• **Set exercise**
Copy the material that follows word for word and omit its pictures.

════════════════

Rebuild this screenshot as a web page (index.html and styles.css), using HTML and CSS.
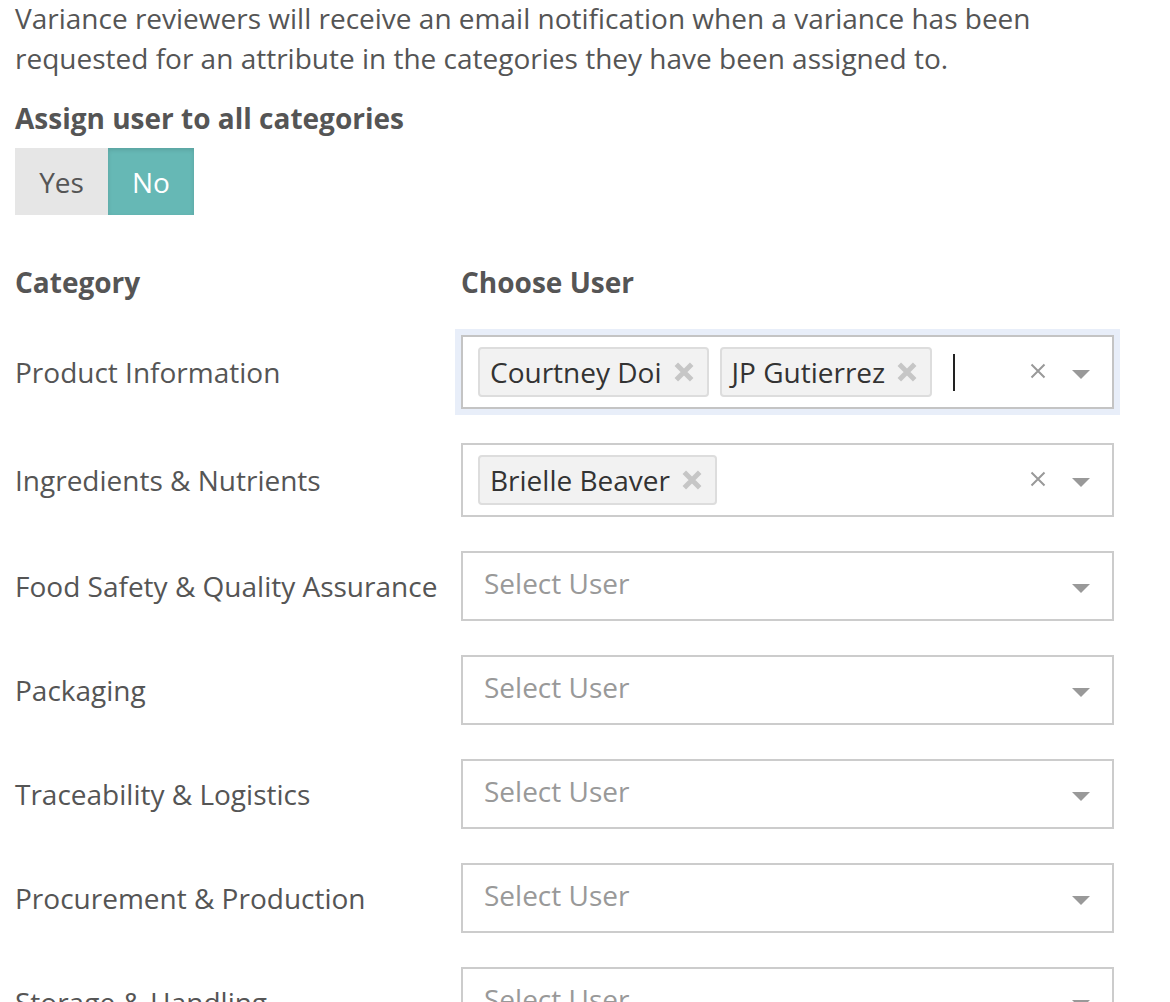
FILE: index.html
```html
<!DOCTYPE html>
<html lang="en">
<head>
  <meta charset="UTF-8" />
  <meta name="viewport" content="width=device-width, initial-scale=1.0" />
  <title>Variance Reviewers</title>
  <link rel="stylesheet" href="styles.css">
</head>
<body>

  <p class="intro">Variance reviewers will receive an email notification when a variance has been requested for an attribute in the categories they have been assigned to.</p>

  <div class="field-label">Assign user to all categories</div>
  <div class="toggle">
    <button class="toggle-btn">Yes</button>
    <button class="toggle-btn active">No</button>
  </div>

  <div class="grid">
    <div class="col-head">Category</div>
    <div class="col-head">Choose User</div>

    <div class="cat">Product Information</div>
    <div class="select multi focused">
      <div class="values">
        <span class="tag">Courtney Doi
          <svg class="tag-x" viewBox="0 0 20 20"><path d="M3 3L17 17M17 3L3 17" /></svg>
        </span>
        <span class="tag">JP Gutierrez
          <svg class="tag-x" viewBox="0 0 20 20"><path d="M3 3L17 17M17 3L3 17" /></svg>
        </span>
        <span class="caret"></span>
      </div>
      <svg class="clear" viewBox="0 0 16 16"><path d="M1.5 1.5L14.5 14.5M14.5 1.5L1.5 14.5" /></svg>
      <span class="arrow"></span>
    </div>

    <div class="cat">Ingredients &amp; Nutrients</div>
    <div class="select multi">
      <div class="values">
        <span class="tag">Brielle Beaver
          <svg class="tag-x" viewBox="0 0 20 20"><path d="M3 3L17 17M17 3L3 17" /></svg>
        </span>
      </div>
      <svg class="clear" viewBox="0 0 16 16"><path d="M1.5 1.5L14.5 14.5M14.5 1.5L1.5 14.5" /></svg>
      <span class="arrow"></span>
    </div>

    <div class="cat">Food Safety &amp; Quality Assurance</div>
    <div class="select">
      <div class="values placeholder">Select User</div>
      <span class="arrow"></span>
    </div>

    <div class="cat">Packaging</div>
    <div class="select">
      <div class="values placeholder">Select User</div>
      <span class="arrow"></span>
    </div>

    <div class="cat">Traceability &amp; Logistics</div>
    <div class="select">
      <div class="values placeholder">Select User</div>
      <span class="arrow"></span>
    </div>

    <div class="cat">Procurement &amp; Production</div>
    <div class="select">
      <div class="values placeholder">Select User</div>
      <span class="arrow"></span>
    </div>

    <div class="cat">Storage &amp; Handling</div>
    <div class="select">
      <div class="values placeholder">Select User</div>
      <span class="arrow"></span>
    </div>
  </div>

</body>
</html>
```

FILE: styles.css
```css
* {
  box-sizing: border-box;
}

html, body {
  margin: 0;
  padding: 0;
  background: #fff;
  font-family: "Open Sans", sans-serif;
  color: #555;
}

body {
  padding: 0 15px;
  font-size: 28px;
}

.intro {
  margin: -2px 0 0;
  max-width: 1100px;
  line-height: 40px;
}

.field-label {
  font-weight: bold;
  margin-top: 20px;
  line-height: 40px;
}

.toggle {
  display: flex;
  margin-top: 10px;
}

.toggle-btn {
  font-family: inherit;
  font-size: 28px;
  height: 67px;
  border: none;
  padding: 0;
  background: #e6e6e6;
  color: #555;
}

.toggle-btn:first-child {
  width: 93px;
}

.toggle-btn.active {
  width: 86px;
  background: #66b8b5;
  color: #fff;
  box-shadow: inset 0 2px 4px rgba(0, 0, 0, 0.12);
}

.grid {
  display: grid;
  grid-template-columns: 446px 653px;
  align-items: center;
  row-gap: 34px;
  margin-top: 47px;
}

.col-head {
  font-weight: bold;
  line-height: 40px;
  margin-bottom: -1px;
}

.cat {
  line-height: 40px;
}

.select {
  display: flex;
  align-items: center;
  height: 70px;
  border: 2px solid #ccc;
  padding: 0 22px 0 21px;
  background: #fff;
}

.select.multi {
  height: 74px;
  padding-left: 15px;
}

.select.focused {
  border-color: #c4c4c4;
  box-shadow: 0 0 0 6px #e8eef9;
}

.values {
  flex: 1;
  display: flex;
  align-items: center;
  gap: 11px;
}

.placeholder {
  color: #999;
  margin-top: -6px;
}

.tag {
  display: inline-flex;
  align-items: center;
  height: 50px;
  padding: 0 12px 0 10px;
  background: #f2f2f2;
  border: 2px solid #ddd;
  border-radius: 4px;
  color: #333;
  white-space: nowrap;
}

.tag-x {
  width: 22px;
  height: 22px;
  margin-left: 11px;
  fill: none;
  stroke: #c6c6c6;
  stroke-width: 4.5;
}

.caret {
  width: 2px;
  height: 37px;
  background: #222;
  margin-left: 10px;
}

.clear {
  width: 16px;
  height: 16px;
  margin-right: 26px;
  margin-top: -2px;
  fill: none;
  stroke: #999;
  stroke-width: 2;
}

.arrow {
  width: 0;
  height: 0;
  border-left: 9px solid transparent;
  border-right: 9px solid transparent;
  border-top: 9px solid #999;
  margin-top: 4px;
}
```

════════════════

• **Result**
Rebuild this screenshot as a web page (index.html and styles.css), using HTML and CSS.
FILE: index.html
```html
<!DOCTYPE html>
<html lang="en">
<head>
  <meta charset="UTF-8" />
  <meta name="viewport" content="width=device-width, initial-scale=1.0" />
  <title>Variance Reviewers</title>
  <link rel="stylesheet" href="styles.css">
</head>
<body>

  <p class="intro">Variance reviewers will receive an email notification when a variance has been requested for an attribute in the categories they have been assigned to.</p>

  <div class="field-label">Assign user to all categories</div>
  <div class="toggle">
    <button class="toggle-btn">Yes</button>
    <button class="toggle-btn active">No</button>
  </div>

  <div class="grid">
    <div class="col-head">Category</div>
    <div class="col-head">Choose User</div>

    <div class="cat">Product Information</div>
    <div class="select multi focused">
      <div class="values">
        <span class="tag">Courtney Doi
          <svg class="tag-x" viewBox="0 0 20 20"><path d="M3 3L17 17M17 3L3 17" /></svg>
        </span>
        <span class="tag">JP Gutierrez
          <svg class="tag-x" viewBox="0 0 20 20"><path d="M3 3L17 17M17 3L3 17" /></svg>
        </span>
        <span class="caret"></span>
      </div>
      <svg class="clear" viewBox="0 0 16 16"><path d="M1.5 1.5L14.5 14.5M14.5 1.5L1.5 14.5" /></svg>
      <span class="arrow"></span>
    </div>

    <div class="cat">Ingredients &amp; Nutrients</div>
    <div class="select multi">
      <div class="values">
        <span class="tag">Brielle Beaver
          <svg class="tag-x" viewBox="0 0 20 20"><path d="M3 3L17 17M17 3L3 17" /></svg>
        </span>
      </div>
      <svg class="clear" viewBox="0 0 16 16"><path d="M1.5 1.5L14.5 14.5M14.5 1.5L1.5 14.5" /></svg>
      <span class="arrow"></span>
    </div>

    <div class="cat">Food Safety &amp; Quality Assurance</div>
    <div class="select">
      <div class="values placeholder">Select User</div>
      <span class="arrow"></span>
    </div>

    <div class="cat">Packaging</div>
    <div class="select">
      <div class="values placeholder">Select User</div>
      <span class="arrow"></span>
    </div>

    <div class="cat">Traceability &amp; Logistics</div>
    <div class="select">
      <div class="values placeholder">Select User</div>
      <span class="arrow"></span>
    </div>

    <div class="cat">Procurement &amp; Production</div>
    <div class="select">
      <div class="values placeholder">Select User</div>
      <span class="arrow"></span>
    </div>

    <div class="cat">Storage &amp; Handling</div>
    <div class="select">
      <div class="values placeholder">Select User</div>
      <span class="arrow"></span>
    </div>
  </div>

</body>
</html>
```

FILE: styles.css
```css
* {
  box-sizing: border-box;
}

html, body {
  margin: 0;
  padding: 0;
  background: #fff;
  font-family: "Open Sans", sans-serif;
  color: #555;
}

body {
  padding: 0 15px;
  font-size: 28px;
}

.intro {
  margin: -2px 0 0;
  max-width: 1100px;
  line-height: 40px;
}

.field-label {
  font-weight: bold;
  margin-top: 20px;
  line-height: 40px;
}

.toggle {
  display: flex;
  margin-top: 10px;
}

.toggle-btn {
  font-family: inherit;
  font-size: 28px;
  height: 67px;
  border: none;
  padding: 0;
  background: #e6e6e6;
  color: #555;
}

.toggle-btn:first-child {
  width: 93px;
}

.toggle-btn.active {
  width: 86px;
  background: #66b8b5;
  color: #fff;
  box-shadow: inset 0 2px 4px rgba(0, 0, 0, 0.12);
}

.grid {
  display: grid;
  grid-template-columns: 446px 653px;
  align-items: center;
  row-gap: 34px;
  margin-top: 47px;
}

.col-head {
  font-weight: bold;
  line-height: 40px;
  margin-bottom: -1px;
}

.cat {
  line-height: 40px;
}

.select {
  display: flex;
  align-items: center;
  height: 70px;
  border: 2px solid #ccc;
  padding: 0 22px 0 21px;
  background: #fff;
}

.select.multi {
  height: 74px;
  padding-left: 15px;
}

.select.focused {
  border-color: #c4c4c4;
  box-shadow: 0 0 0 6px #e8eef9;
}

.values {
  flex: 1;
  display: flex;
  align-items: center;
  gap: 11px;
}

.placeholder {
  color: #999;
  margin-top: -6px;
}

.tag {
  display: inline-flex;
  align-items: center;
  height: 50px;
  padding: 0 12px 0 10px;
  background: #f2f2f2;
  border: 2px solid #ddd;
  border-radius: 4px;
  color: #333;
  white-space: nowrap;
}

.tag-x {
  width: 22px;
  height: 22px;
  margin-left: 11px;
  fill: none;
  stroke: #c6c6c6;
  stroke-width: 4.5;
}

.caret {
  width: 2px;
  height: 37px;
  background: #222;
  margin-left: 10px;
}

.clear {
  width: 16px;
  height: 16px;
  margin-right: 26px;
  margin-top: -2px;
  fill: none;
  stroke: #999;
  stroke-width: 2;
}

.arrow {
  width: 0;
  height: 0;
  border-left: 9px solid transparent;
  border-right: 9px solid transparent;
  border-top: 9px solid #999;
  margin-top: 4px;
}
```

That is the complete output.